There are people who wonder why I’m not more vocal about politics. I encourage people to vote, but that’s it. It just seems to me that the world will get better when followers of Christ decide to live out what we claim to believe. The world will get better when we forgive like Jesus forgave us. The world will get better when Christ followers show the solution to racial tension by "loving others like Jesus loved us.” The world will get better when Christ followers empty the children’s shelters and foster or adopt. The world will get better when Christ followers “sell land or houses” and put the money at the apostles feet so needs can be met in the church and community.

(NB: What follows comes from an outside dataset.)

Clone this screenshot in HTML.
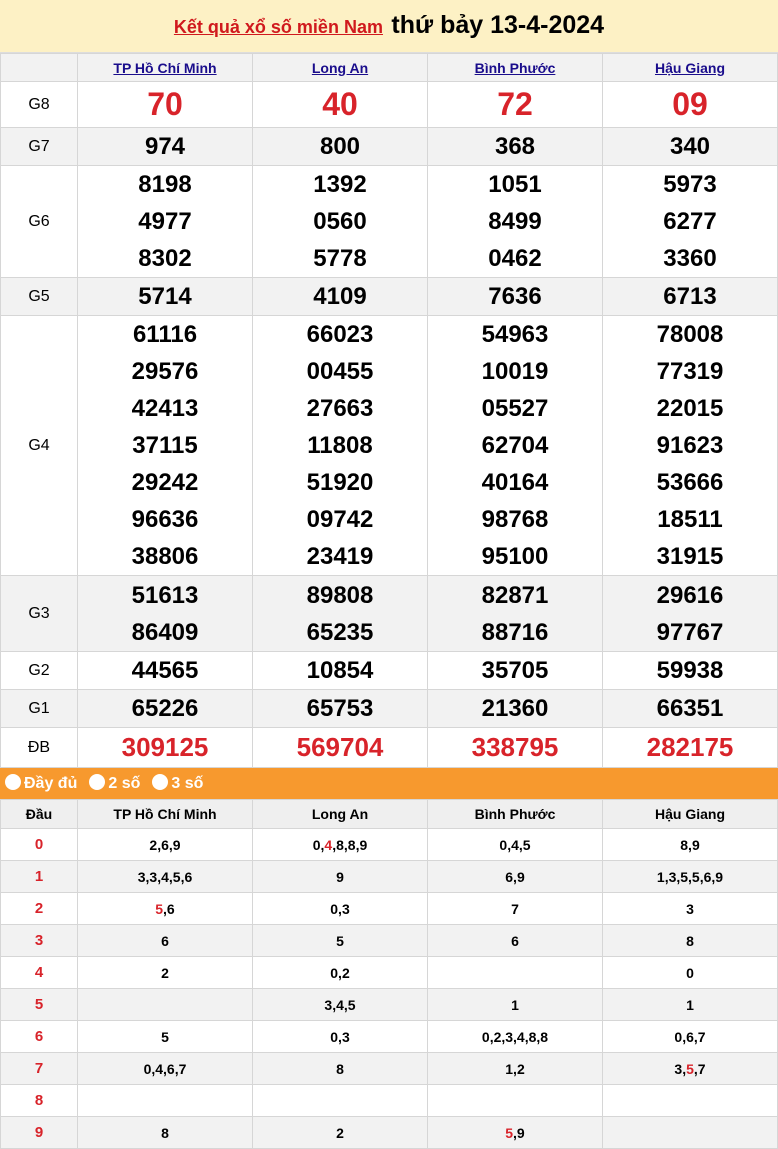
<!DOCTYPE html>
<html><head><meta charset="utf-8"><style>
*{margin:0;padding:0;box-sizing:border-box}
body{width:778px;height:1148px;overflow:hidden;background:#fff;font-family:"Liberation Sans",Arial,sans-serif;color:#000}
.hd{height:53px;background:#fdf1c5;text-align:center;line-height:50px;border-bottom:1px solid #ddd}
.hd a{color:#d0191d;font-weight:bold;font-size:18px;text-decoration:underline}
.hd b{font-size:25px;margin-left:4px}
table{border-collapse:collapse;width:778px;table-layout:fixed}
td{border:1px solid #d6d6d6;text-align:center;padding:0;vertical-align:middle}
col.a{width:77px}col.b{width:175px}
.g td:first-child{font-size:16px}
.g .n{font-weight:bold;font-size:24px;line-height:37px}
.gr{background:#f2f2f2}
.pv td{font-size:14px;font-weight:bold}
.pv a{color:#1a0d8c;text-decoration:underline}
.r{color:#d8232a}
.g8 .n{font-size:32px;color:#d8232a}
.db .n{font-size:26px;color:#d8232a}
.bar{height:31px;background:#f7992e;color:#fff;font-weight:bold;font-size:16px;line-height:31px;padding-left:5px}
.bar span{display:inline-block;width:16px;height:16px;background:#fff;border-radius:50%;vertical-align:-2px;margin-right:3px}
.bar i{font-style:normal;margin-right:12px}
.t td{height:32px;font-size:14px;font-weight:bold;line-height:16px}
.t td:first-child{color:#d8232a;font-size:15px}
.t tr.h td{background:#efefef;color:#000;font-size:14px;height:29px}
</style></head><body>
<div class="hd"><a>Kết quả xổ số miền Nam</a> <b>thứ bảy 13-4-2024</b></div>
<table class="g"><colgroup><col class="a"><col class="b"><col class="b"><col class="b"><col></colgroup>
<tr class="pv gr" style="height:28px"><td></td><td><a>TP Hồ Chí Minh</a></td><td><a>Long An</a></td><td><a>Bình Phước</a></td><td><a>Hậu Giang</a></td></tr>
<tr class="g8" style="height:46px"><td>G8</td><td class="n">70</td><td class="n">40</td><td class="n">72</td><td class="n">09</td></tr>
<tr class="gr" style="height:38px"><td>G7</td><td class="n">974</td><td class="n">800</td><td class="n">368</td><td class="n">340</td></tr>
<tr style="height:112px"><td>G6</td><td class="n">8198<br>4977<br>8302</td><td class="n">1392<br>0560<br>5778</td><td class="n">1051<br>8499<br>0462</td><td class="n">5973<br>6277<br>3360</td></tr>
<tr class="gr" style="height:38px"><td>G5</td><td class="n">5714</td><td class="n">4109</td><td class="n">7636</td><td class="n">6713</td></tr>
<tr style="height:260px"><td>G4</td><td class="n">61116<br>29576<br>42413<br>37115<br>29242<br>96636<br>38806</td><td class="n">66023<br>00455<br>27663<br>11808<br>51920<br>09742<br>23419</td><td class="n">54963<br>10019<br>05527<br>62704<br>40164<br>98768<br>95100</td><td class="n">78008<br>77319<br>22015<br>91623<br>53666<br>18511<br>31915</td></tr>
<tr class="gr" style="height:76px"><td>G3</td><td class="n">51613<br>86409</td><td class="n">89808<br>65235</td><td class="n">82871<br>88716</td><td class="n">29616<br>97767</td></tr>
<tr style="height:38px"><td>G2</td><td class="n">44565</td><td class="n">10854</td><td class="n">35705</td><td class="n">59938</td></tr>
<tr class="gr" style="height:38px"><td>G1</td><td class="n">65226</td><td class="n">65753</td><td class="n">21360</td><td class="n">66351</td></tr>
<tr class="db" style="height:40px"><td>ĐB</td><td class="n">309125</td><td class="n">569704</td><td class="n">338795</td><td class="n">282175</td></tr>
</table>
<div class="bar"><span></span><i>Đầy đủ</i><span></span><i>2 số</i><span></span><i>3 số</i></div>
<table class="t"><colgroup><col class="a"><col class="b"><col class="b"><col class="b"><col></colgroup>
<tr class="h"><td>Đầu</td><td>TP Hồ Chí Minh</td><td>Long An</td><td>Bình Phước</td><td>Hậu Giang</td></tr>
<tr><td>0</td><td>2,6,9</td><td>0,<span class="r">4</span>,8,8,9</td><td>0,4,5</td><td>8,9</td></tr>
<tr class="gr"><td>1</td><td>3,3,4,5,6</td><td>9</td><td>6,9</td><td>1,3,5,5,6,9</td></tr>
<tr><td>2</td><td><span class="r">5</span>,6</td><td>0,3</td><td>7</td><td>3</td></tr>
<tr class="gr"><td>3</td><td>6</td><td>5</td><td>6</td><td>8</td></tr>
<tr><td>4</td><td>2</td><td>0,2</td><td></td><td>0</td></tr>
<tr class="gr"><td>5</td><td></td><td>3,4,5</td><td>1</td><td>1</td></tr>
<tr><td>6</td><td>5</td><td>0,3</td><td>0,2,3,4,8,8</td><td>0,6,7</td></tr>
<tr class="gr"><td>7</td><td>0,4,6,7</td><td>8</td><td>1,2</td><td>3,<span class="r">5</span>,7</td></tr>
<tr><td>8</td><td></td><td></td><td></td><td></td></tr>
<tr class="gr"><td>9</td><td>8</td><td>2</td><td><span class="r">5</span>,9</td><td></td></tr>
</table>
</body></html>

The world dramatically changes if we who call ourselves Christians will just do what they were doing in Acts 2 and 4, and 5, and 6--you get the point:
They devoted themselves to the apostles’ teaching and to fellowship, to the breaking of bread and to prayer. Everyone was filled with awe at the many wonders and signs performed by the apostles. All the believers were together and had everything in common. They sold property and possessions to give to anyone who had need. Every day they continued to meet together in the temple courts. They broke bread in their homes and ate together with glad and sincere hearts, praising God and enjoying the favor of all the people. And the Lord added to their number daily those who were being saved.
This coming weekend, the people of Crossings are going to dish out a bucket full of hope, joy, peace, and love. Our mission statement says it quite well:
Crossings Community Church is a Christ-centered church committed to live by faith, be a voice of hope, and be known by love.
This Christmas season brings the privilege of letting the world see Jesus working in and through those who claim to follow Him. As we talk about hope, joy, peace, and love, let’s do more than just talk. Let’s be intentional about leaving a little hope, joy, peace, and love wherever we find ourselves in the coming days.
I pray that what we say we believe will be obvious in how we live.